Dava, ortaklığın giderilmesi istemine ilişkindir. Mahkemece, dava konusu 4671 ada 2 parsel sayılı taşınmaz üzerindeki ortaklığın satış suretiyle giderilmesine karar verilmiş, hüküm bir kısım davalılar vekili tarafından temyiz edilmiştir.
Dosya kapsamına, toplanan delillere, hükmün dayandığı gerekçelere göre davalılar vekilinin aşağıdaki bendin kapsamı dışında kalan temyiz itirazları yerinde görülmemiş, reddi gerekmiştir.
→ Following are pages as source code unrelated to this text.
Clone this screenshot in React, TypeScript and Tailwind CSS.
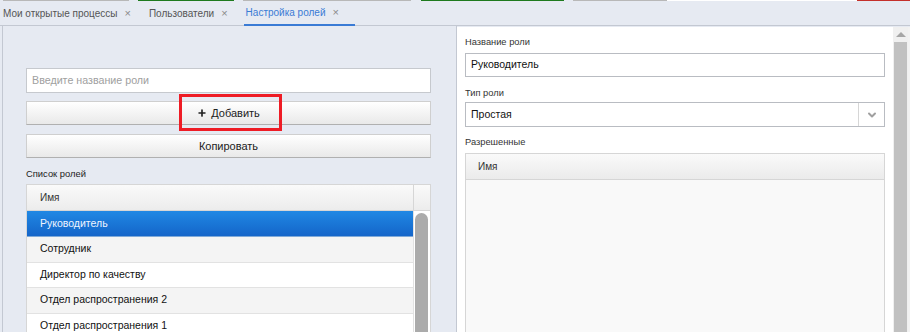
import { ChevronDown, Plus } from 'lucide-react'

const topStrip = [
  { w: 3, c: 'bg-transparent' },
  { w: 126, c: 'bg-[#b8b8b8]' },
  { w: 9, c: 'bg-transparent' },
  { w: 96, c: 'bg-[#1e7a1e]' },
  { w: 9, c: 'bg-transparent' },
  { w: 168, c: 'bg-[#b8b8b8]' },
  { w: 10, c: 'bg-transparent' },
  { w: 143, c: 'bg-[#1e7a1e]' },
  { w: 9, c: 'bg-transparent' },
  { w: 94, c: 'bg-[#b8b8b8]' },
  { w: 190, c: 'bg-white' },
  { w: 53, c: 'bg-[#c4302b]' },
]

const tabs = [
  { title: 'Мои открытые процессы', active: false },
  { title: 'Пользователи', active: false },
  { title: 'Настройка ролей', active: true },
]

const roles = [
  'Руководитель',
  'Сотрудник',
  'Директор по качеству',
  'Отдел распространения 2',
  'Отдел распространения 1',
]

export default function App() {
  return (
    <div className="w-[910px] h-[332px] overflow-hidden bg-[#e6eaf2] font-['Liberation_Sans',Arial,sans-serif] text-[#222] flex flex-col">
      {/* Верхняя полоса */}
      <div className="flex h-[1px] shrink-0">
        {topStrip.map((s, i) => (
          <div key={i} className={s.c} style={{ width: s.w }} />
        ))}
      </div>

      {/* Вкладки */}
      <div className="flex h-[25px] shrink-0 items-stretch border-b border-[#c3c8d2] pl-[3px]">
        {tabs.map((tab) => (
          <div
            key={tab.title}
            className={`flex items-center gap-[7px] pr-[16px] mr-[2px] text-[10px] ${
              tab.active ? 'text-[#3a7bd5] border-b-2 border-[#3a7bd5] -mb-[1px] pl-[2px] -ml-[2px]' : 'text-[#555]'
            }`}
          >
            <span>{tab.title}</span>
            <span className="text-[11px] leading-none text-[#8a8a8a]">×</span>
          </div>
        ))}
      </div>

      <div className="flex flex-1 min-h-0">
        {/* Левая панель */}
        <div className="w-[455px] shrink-0 ml-[2px] border-l border-r border-[#c3c8d2] pl-[23px] pr-[24px] pt-[42px]">
          <div className="w-[405px]">
            <div className="h-[25px] bg-white border border-[#c6c9ce] flex items-center px-[5px] text-[10.7px] text-[#a0a0a0]">
              Введите название роли
            </div>

            <div className="relative mt-[8px]">
              <button className="w-full h-[24px] border border-[#cfcfcf] border-b-[#b0b0b0] bg-gradient-to-b from-white to-[#e9e9e9] flex items-center justify-center gap-[4px] text-[11px] text-[#222]">
                <Plus className="w-[10px] h-[10px] text-[#222]" strokeWidth={4} />
                Добавить
              </button>
              <div className="absolute left-[153px] -top-[7px] w-[103px] h-[37px] border-[3px] border-[#ee1c25]" />
            </div>

            <button className="mt-[9px] w-full h-[24px] border border-[#cfcfcf] border-b-[#b0b0b0] bg-gradient-to-b from-white to-[#e9e9e9] flex items-center justify-center text-[11px] text-[#222]">
              Копировать
            </button>

            <div className="mt-[10px] text-[9.4px] leading-[12px] text-[#222]">Список ролей</div>

            <div className="mt-[4px] border border-[#d6d6d6] border-b-0">
              <div className="flex h-[26px] bg-gradient-to-b from-[#fafafa] to-[#ececec] border-b border-[#d6d6d6]">
                <div className="flex-1 flex items-center pl-[13px] text-[10px] text-[#333]">Имя</div>
                <div className="w-[17px] border-l border-[#d6d6d6]" />
              </div>
              <div className="flex">
                <div className="flex-1">
                  {roles.map((role, i) => (
                    <div
                      key={role}
                      className={`flex items-center pl-[13px] text-[10.5px] border-b ${
                        i === 0
                          ? 'h-[26px] bg-gradient-to-b from-[#2088e4] to-[#1565c9] text-[#eef4ff] border-[#7fa9d8]'
                          : i % 2 === 1
                          ? 'h-[25.5px] bg-[#f4f4f4] border-[#e2e2e2] text-[#111]'
                          : 'h-[25.5px] bg-white border-[#e2e2e2] text-[#111]'
                      }`}
                    >
                      {role}
                    </div>
                  ))}
                </div>
                <div className="w-[17px] bg-white border-l border-[#e2e2e2] pl-[1px] pr-[2px] pt-[2px]">
                  <div className="h-[140px] rounded-t-[7px] bg-[#ababab]" />
                </div>
              </div>
            </div>
          </div>
        </div>

        {/* Правая панель */}
        <div className="flex-1 flex bg-[#f2f2f2] mt-[1px]">
          <div className="w-[436px] bg-white pl-[8px] pt-[9px]">
            <div className="text-[9.3px] leading-[12px] text-[#333]">Название роли</div>
            <div className="mt-[5px] w-[420px] h-[24px] border border-[#b9bcc2] flex items-center px-[5px] text-[10.5px] text-[#111]">
              Руководитель
            </div>
            <div className="mt-[10px] text-[9.3px] leading-[12px] text-[#333]">Тип роли</div>
            <div className="mt-[3px] w-[420px] h-[25px] border border-[#b9bcc2] flex items-center">
              <div className="flex-1 px-[5px] text-[10.5px] text-[#111]">Простая</div>
              <div className="w-[26px] h-full border-l border-[#d6d6d6] flex items-center justify-center">
                <ChevronDown className="w-[12px] h-[12px] text-[#a0a0a0]" strokeWidth={4} />
              </div>
            </div>
            <div className="mt-[9px] text-[9.3px] leading-[12px] text-[#333]">Разрешенные</div>
            <div className="mt-[5px] w-[420px] h-[200px] border border-[#d6d6d6] bg-[#f9f9f9]">
              <div className="h-[26px] bg-gradient-to-b from-[#fafafa] to-[#ebebeb] border-b border-[#d6d6d6] flex items-center pl-[12px] text-[10px] text-[#333]">
                Имя
              </div>
            </div>
          </div>
          <div className="w-[15px] bg-[#f0f0f0] flex flex-col items-center">
            <div className="h-[15px] flex items-center justify-center">
              <div className="w-0 h-0 border-l-[5px] border-r-[5px] border-b-[5px] border-l-transparent border-r-transparent border-b-[#a6a6a6]" />
            </div>
            <div className="w-[13px] flex-1 bg-[#c1c1c1]" />
          </div>
        </div>
      </div>
    </div>
  )
}
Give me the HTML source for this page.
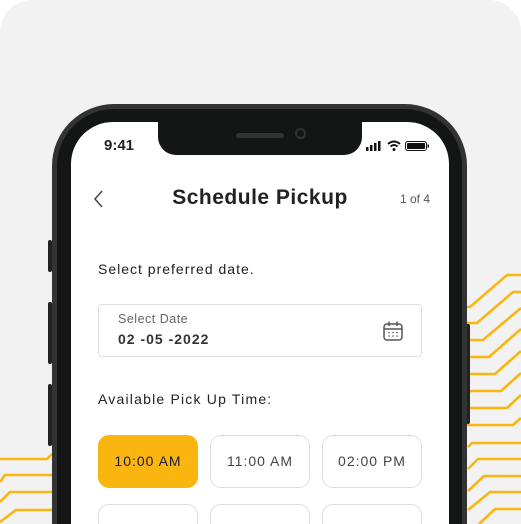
<!DOCTYPE html><html><head><style>
html,body{margin:0;width:521px;height:524px;overflow:hidden}
body{background:#fff;font-family:"Liberation Sans",sans-serif;position:relative}
.card{position:absolute;left:0;top:0;width:521px;height:524px;background:#f2f2f2;border-radius:32px 32px 0 0}
.phone{position:absolute;left:52px;top:104px;width:415px;height:420px;background:#333;border-radius:62px 62px 0 0}
.inner{position:absolute;left:5px;top:5px;right:5px;bottom:0;background:#141616;border-radius:57px 57px 0 0}
.screen{position:absolute;left:71px;top:122px;width:378px;height:402px;background:#fff;border-radius:42px 42px 0 0;overflow:hidden}
.notch{position:absolute;left:87px;top:0;width:204px;height:33px;background:#141616;border-radius:0 0 18px 18px}
.t{position:absolute;color:#222;white-space:nowrap}
.btn{position:absolute;width:100px;height:53px;border:1px solid #ddd;border-radius:11px;box-sizing:border-box;text-align:center;line-height:51px;font-size:14px;color:#444;letter-spacing:1px}
.side{position:absolute;background:#222;width:4px;border-radius:2px}
</style></head><body>
<div class="card"></div>
<svg style="position:absolute;left:0;top:0" width="521" height="524">
<g stroke="#FBB50F" stroke-width="2.6" fill="none">
<path d="M467 307 H470 L507 275 H521"/>
<path d="M467 323 H477 L513 292 H521"/>
<path d="M467 340 H483 L521 308"/>
<path d="M467 357 H489 L521 329"/>
<path d="M467 374 H495 L521 351"/>
<path d="M467 391 H501 L521 373"/>
<path d="M467 408 H507 L521 395"/>
<path d="M467 425 H513 L521 418"/>
<path d="M468 447 L472 443 H521"/>
<path d="M468 469 L478 459 H521"/>
<path d="M468 491 L484 476 H521"/>
<path d="M468 510 L490 492 H521"/>
<path d="M479 524 L495 509 H521"/>
<path d="M0 459 H47 L52 454"/>
<path d="M0 482 L5 475 H52"/>
<path d="M0 502 L10 492 H52"/>
<path d="M0 522 L16 510 H52"/>
</g></svg>
<div class="side" style="left:48px;top:240px;height:32px"></div>
<div class="side" style="left:48px;top:302px;height:62px"></div>
<div class="side" style="left:48px;top:384px;height:62px"></div>
<div class="side" style="left:466px;top:324px;height:100px"></div>
<div class="phone"><div class="inner"></div></div>
<div class="screen">
<div class="notch"><div style="position:absolute;left:78px;top:11px;width:48px;height:5px;border-radius:3px;background:#333"></div><div style="position:absolute;left:137px;top:6px;width:11px;height:11px;border-radius:50%;border:2px solid #333;box-sizing:border-box"></div></div>
<div class="t" style="left:33px;top:15px;font-size:15px;font-weight:bold">9:41</div>
<svg style="position:absolute;left:295px;top:18px" width="70" height="12">
<rect x="0" y="7" width="2.5" height="4" fill="#111"/><rect x="4" y="5" width="2.5" height="6" fill="#111"/><rect x="8" y="3" width="2.5" height="8" fill="#111"/><rect x="12" y="1" width="2.5" height="10" fill="#111"/>
<path d="M22 4 Q28 -1 34 4" stroke="#111" stroke-width="2" fill="none"/><path d="M24.5 6.5 Q28 3.5 31.5 6.5" stroke="#111" stroke-width="2" fill="none"/><circle cx="28" cy="9.5" r="1.5" fill="#111"/>
<rect x="39.5" y="1.5" width="21" height="9" rx="2.5" stroke="#111" fill="none"/><rect x="41" y="3" width="18" height="6" rx="1" fill="#111"/><rect x="61.5" y="4.5" width="1.5" height="3" fill="#111"/>
</svg>
<svg style="position:absolute;left:22px;top:68px" width="12" height="18"><path d="M9 1 L2 9 L9 17" stroke="#444" stroke-width="1.5" fill="none"/></svg>
<div class="t" style="left:0;width:378px;text-align:center;top:64px;font-size:21px;font-weight:bold;letter-spacing:0.5px">Schedule Pickup</div>
<div class="t" style="left:329px;top:70px;font-size:12px;color:#555">1 of 4</div>
<div class="t" style="left:27px;top:139px;font-size:14px;letter-spacing:1px">Select preferred date.</div>
<div style="position:absolute;left:27px;top:182px;width:324px;height:53px;border:1px solid #ddd;border-radius:4px;box-sizing:border-box"></div>
<div class="t" style="left:47px;top:190px;font-size:12.5px;color:#666;letter-spacing:0.5px">Select Date</div>
<div class="t" style="left:47px;top:209px;font-size:14px;letter-spacing:1px;font-weight:bold;color:#333">02 -05 -2022</div>
<svg style="position:absolute;left:311px;top:198px" width="22" height="22"><rect x="2" y="4" width="18" height="16" rx="3" stroke="#555" stroke-width="1.5" fill="none"/><path d="M2 9 H20 M7 1.5 V6 M15 1.5 V6" stroke="#555" stroke-width="1.5"/><g fill="#555"><circle cx="7" cy="12.5" r=".8"/><circle cx="11" cy="12.5" r=".8"/><circle cx="15" cy="12.5" r=".8"/><circle cx="7" cy="16" r=".8"/><circle cx="11" cy="16" r=".8"/><circle cx="15" cy="16" r=".8"/></g></svg>
<div class="t" style="left:27px;top:269px;font-size:14px;letter-spacing:1.2px">Available Pick Up Time:</div>
<div class="btn" style="left:27px;top:313px;background:#FBB50F;border-color:#FBB50F;color:#1a1a3a">10:00 AM</div>
<div class="btn" style="left:139px;top:313px">11:00 AM</div>
<div class="btn" style="left:251px;top:313px">02:00 PM</div>
<div class="btn" style="left:27px;top:382px"></div>
<div class="btn" style="left:139px;top:382px"></div>
<div class="btn" style="left:251px;top:382px"></div>
</div>
</body></html>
Mahkemece paydaşlığın (ortaklığın) satış suretiyle giderilmesine karar verilmesi halinde satışın nasıl yapılacağının ve satış bedelinin ne şekilde dağıtılacağının karar yerinde gösterilmesi gerekir. Satış bedelinin, satışına karar verilen taşınmaz paylı mülkiyet hükümlerine konu ise paydaşların tapudaki payları oranında, elbirliği halinde mülkiyet hükümlerine tabi olması halinde mirasçılık belgesindeki payları oranında hem paylı, hem de elbirliği mülkiyet halinin bir arada bulunması halinde ise tapudaki ve mirasçılık belgesindeki paylar nazara alınarak dağıtılmasına karar verilmesi gerekir.
Paydaşlığın (ortaklığın) satış yoluyla giderilmesi halinde dava konusu taşınmaz üzerinde bina, ağaç v.s. gibi bütünleyici parçalar (muhdesat) varsa bunların arzla birlikte satılması gerekir. Ancak muhdesatın bir kısım paydaşlara (ortaklara) ait olduğu konusunda tapuda şerh varsa veya bu hususta bütün paydaşlar ittifak ediyorlarsa ve muhdesat arzın değerinde bir artış meydana getiriyorsa bu artışın belirlenmesi için dava tarihi itibariyle arzın ve muhdesatın değerleri ayrı ayrı tespit edilir. Belirlenen bu değerler toplanarak taşınmazın tüm değeri bulunur. Bulunan bu değerin ne kadarının arza ne kadarının muhdesata isabet ettiği yüzdelik (%…) oran kurulmak suretiyle belirlenir. Satış sonunda elde edilecek bedelin bölüştürülmesi de bu oranlar esas alınarak yapılır. Muhdesata isabet eden kısım muhdesat sahibi paydaşa, geri kalan bedel ise payları oranında paydaşlara (ortaklara) dağıtılır.
Somut olaya gelince; yukarıdaki ilkelere uygun olarak satış bedelinin oran kurulmak suretiyle dağıtılmasına karar verilmesi gerekirken bu husus nazara alınmaksızın muhdesatın bedelinin muhdesat sahiplerine ödenmesine karar verilmesi doğru görülmemiş, bu sebeple kararın bozulması gerekmiştir.